Aujourd'hui, je voudrais te parler d'un économiste pour lequel j'ai une grande estime. Comme tu peux te l'imaginer, si j'en parle ici, c'est que le bonhomme est un brin iconoclaste. Gagné.

Le monsieur s'appelle donc Steve Keen. Je viens de finir son bouquin récemment traduit en français : « L'imposture économique » dont la lecture est passionnante et accessible pour ce genre d'ouvrage et que je conseillerais à tout étudiant en économie. Avec un titre pareil, on pourrait s'attendre aux élucubrations d'un illuminé, mais on en est loin, très loin. L'homme est professeur d'économie et il a eu le temps de mûrement réfléchir son affaire, puisqu'il a commencé à formuler ses vues dans les années 90 et que le livre en est à sa seconde édition.

Le livre

Alors que contient ce livre ? Pas moins que la destruction en règle de toute « l'imagerie d'Épinal » de l'économie qu'on enseigne dans le cycle secondaire dans le monde entier, dans le mouvement de pensée qu'on nomme néoclassique. Ce qui m'a le plus frappé dans cette charge est le fait qu'il présente ces dogmes de manière simple et qu'à leur lecture, on se demande bien ce qui peut passer par la tête des économistes majeurs. Ces assertions sont très largement documentée par des citations d'ouvrages de référence.
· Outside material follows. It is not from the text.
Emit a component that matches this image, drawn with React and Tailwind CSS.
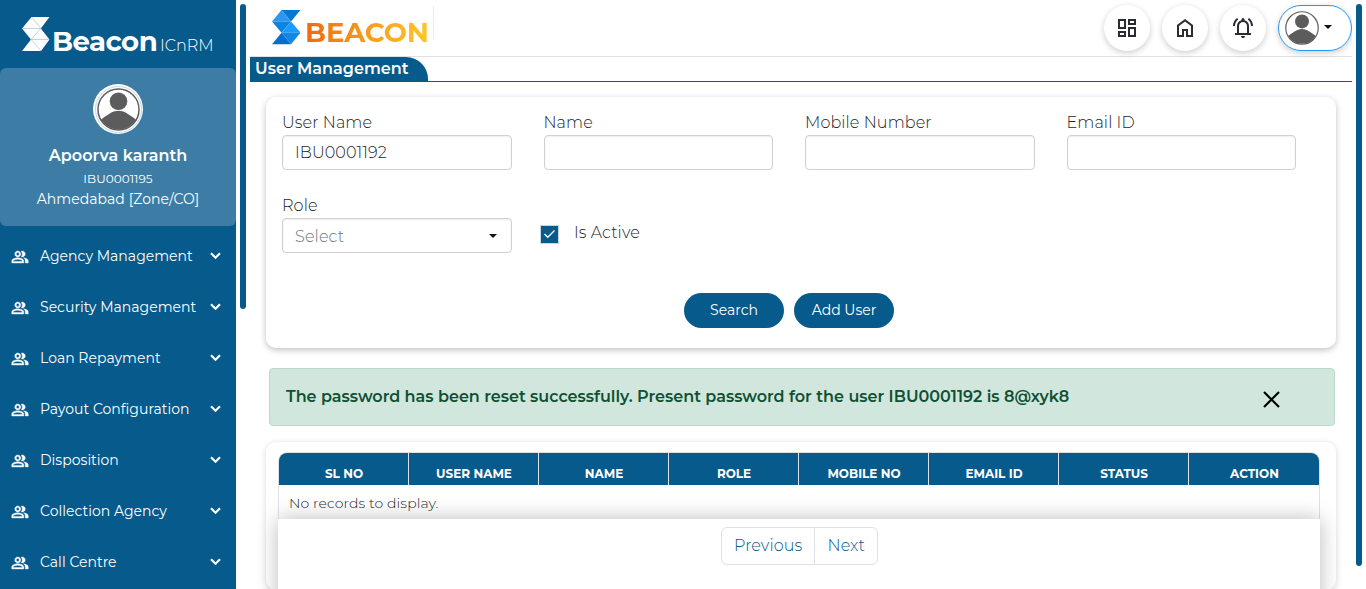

Pour une personne étrangère à l'économie (ayant passé un bac C, j'ai eu droit à une introduction à l'économie en seconde, dont je ne me souviens rien) et armée d'un cursus d'ingénieur, le discours de ce professeur est tout à fait compréhensible, ce qui rend encore moins compréhensible les choix de la théorie de l'économie mainstream actuelle. Celle-ci est qualifiée de « produit de l'imagination dérangée de théoriciens en chambre, non informés et inexpérimentés ». Et encore, quand on n'a pas l'impression que cela tient plus de la mauvaise foi ou de l'erreur mathématique…

Les influences

Pour diverger de ce courant de pensée, Steve Keen se réclame de plusieurs influences qui pourraient le faire passer pour un hurluberlu

De Marx, il a retiré une notion de cycle du capital que les Marxistes eux-même rejetteraient Il part du modèle dont Marx a ébauché à la fin de sa vie, qui introduit deux boucles : Argent->Matière->Argent (cycle de production) et Matière->Argent->Matière (cycle du troc), qui se différencient de la pensée dominante par l'apparition du cycle de production.
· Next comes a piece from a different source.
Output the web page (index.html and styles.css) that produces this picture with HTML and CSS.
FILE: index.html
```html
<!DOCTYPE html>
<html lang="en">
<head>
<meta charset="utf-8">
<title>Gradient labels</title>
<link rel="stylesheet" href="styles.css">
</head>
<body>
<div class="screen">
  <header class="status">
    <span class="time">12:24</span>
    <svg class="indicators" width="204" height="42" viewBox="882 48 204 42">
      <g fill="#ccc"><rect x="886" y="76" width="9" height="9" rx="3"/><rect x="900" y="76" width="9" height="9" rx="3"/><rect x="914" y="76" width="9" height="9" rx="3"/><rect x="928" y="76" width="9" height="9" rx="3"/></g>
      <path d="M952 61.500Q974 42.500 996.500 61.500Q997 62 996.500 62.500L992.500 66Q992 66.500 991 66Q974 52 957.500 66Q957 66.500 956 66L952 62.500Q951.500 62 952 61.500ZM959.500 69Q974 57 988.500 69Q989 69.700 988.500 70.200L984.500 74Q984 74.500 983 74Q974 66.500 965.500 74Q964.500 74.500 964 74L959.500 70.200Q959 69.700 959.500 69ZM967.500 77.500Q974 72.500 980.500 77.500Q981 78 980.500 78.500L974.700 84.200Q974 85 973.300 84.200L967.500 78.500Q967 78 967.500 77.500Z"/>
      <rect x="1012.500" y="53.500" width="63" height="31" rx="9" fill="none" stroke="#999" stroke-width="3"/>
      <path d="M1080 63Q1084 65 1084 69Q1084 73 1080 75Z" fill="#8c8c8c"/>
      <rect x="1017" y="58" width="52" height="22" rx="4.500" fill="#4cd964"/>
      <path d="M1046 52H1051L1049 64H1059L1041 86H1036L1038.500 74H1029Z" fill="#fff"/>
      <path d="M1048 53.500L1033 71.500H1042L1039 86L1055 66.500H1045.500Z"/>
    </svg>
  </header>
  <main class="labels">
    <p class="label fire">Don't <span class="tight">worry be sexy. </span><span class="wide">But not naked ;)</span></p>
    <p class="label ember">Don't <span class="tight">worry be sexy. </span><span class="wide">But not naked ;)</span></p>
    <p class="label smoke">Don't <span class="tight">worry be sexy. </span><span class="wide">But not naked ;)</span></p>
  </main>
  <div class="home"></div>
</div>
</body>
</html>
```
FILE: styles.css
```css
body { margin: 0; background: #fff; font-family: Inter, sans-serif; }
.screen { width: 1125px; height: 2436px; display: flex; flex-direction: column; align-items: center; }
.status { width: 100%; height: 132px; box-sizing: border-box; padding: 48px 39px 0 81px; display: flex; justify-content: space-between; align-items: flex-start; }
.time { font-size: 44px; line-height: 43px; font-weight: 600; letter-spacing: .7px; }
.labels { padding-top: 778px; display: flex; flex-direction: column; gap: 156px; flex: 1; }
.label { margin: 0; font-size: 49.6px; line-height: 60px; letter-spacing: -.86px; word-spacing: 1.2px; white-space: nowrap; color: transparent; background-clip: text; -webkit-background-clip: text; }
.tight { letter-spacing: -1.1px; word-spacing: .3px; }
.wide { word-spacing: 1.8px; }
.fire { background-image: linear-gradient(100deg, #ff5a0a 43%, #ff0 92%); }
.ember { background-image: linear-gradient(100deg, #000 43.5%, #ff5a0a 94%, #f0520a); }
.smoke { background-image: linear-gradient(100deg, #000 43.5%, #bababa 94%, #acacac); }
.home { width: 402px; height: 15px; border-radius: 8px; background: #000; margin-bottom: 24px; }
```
De Keynes, il a surtout tiré que le futur ne peut pas être prédit à moyen terme en fonction du passé. Autrement dit, peu de processus économiques sont ergodiques et les espérances rationnelles ne sont pas assimilable à des moyennes statistiques.

De Sraffa, il a tire le fait que la macroéconomie doit rester une science entière qui ne peut pas être déduite de la microéconomie. On ne peut pas passer à l'échelle des concepts simples au niveau agrégé

De Minsky enfin, il a tiré l'idée que l'économie n'est pas, contrairement à l'affirmation dogmatique une « science » de l'équilibre, mais bien une science du chaos qui doit se recaler dans notre époque avec nos connaissances sur la complexité et abandonner des préceptes issus de ses origines du XVIIIe siècle.

Des résultats

C'est bien beau, tout ça me diras-tu, mais où cela nous mène-t-il ? La réponse est en deux parties.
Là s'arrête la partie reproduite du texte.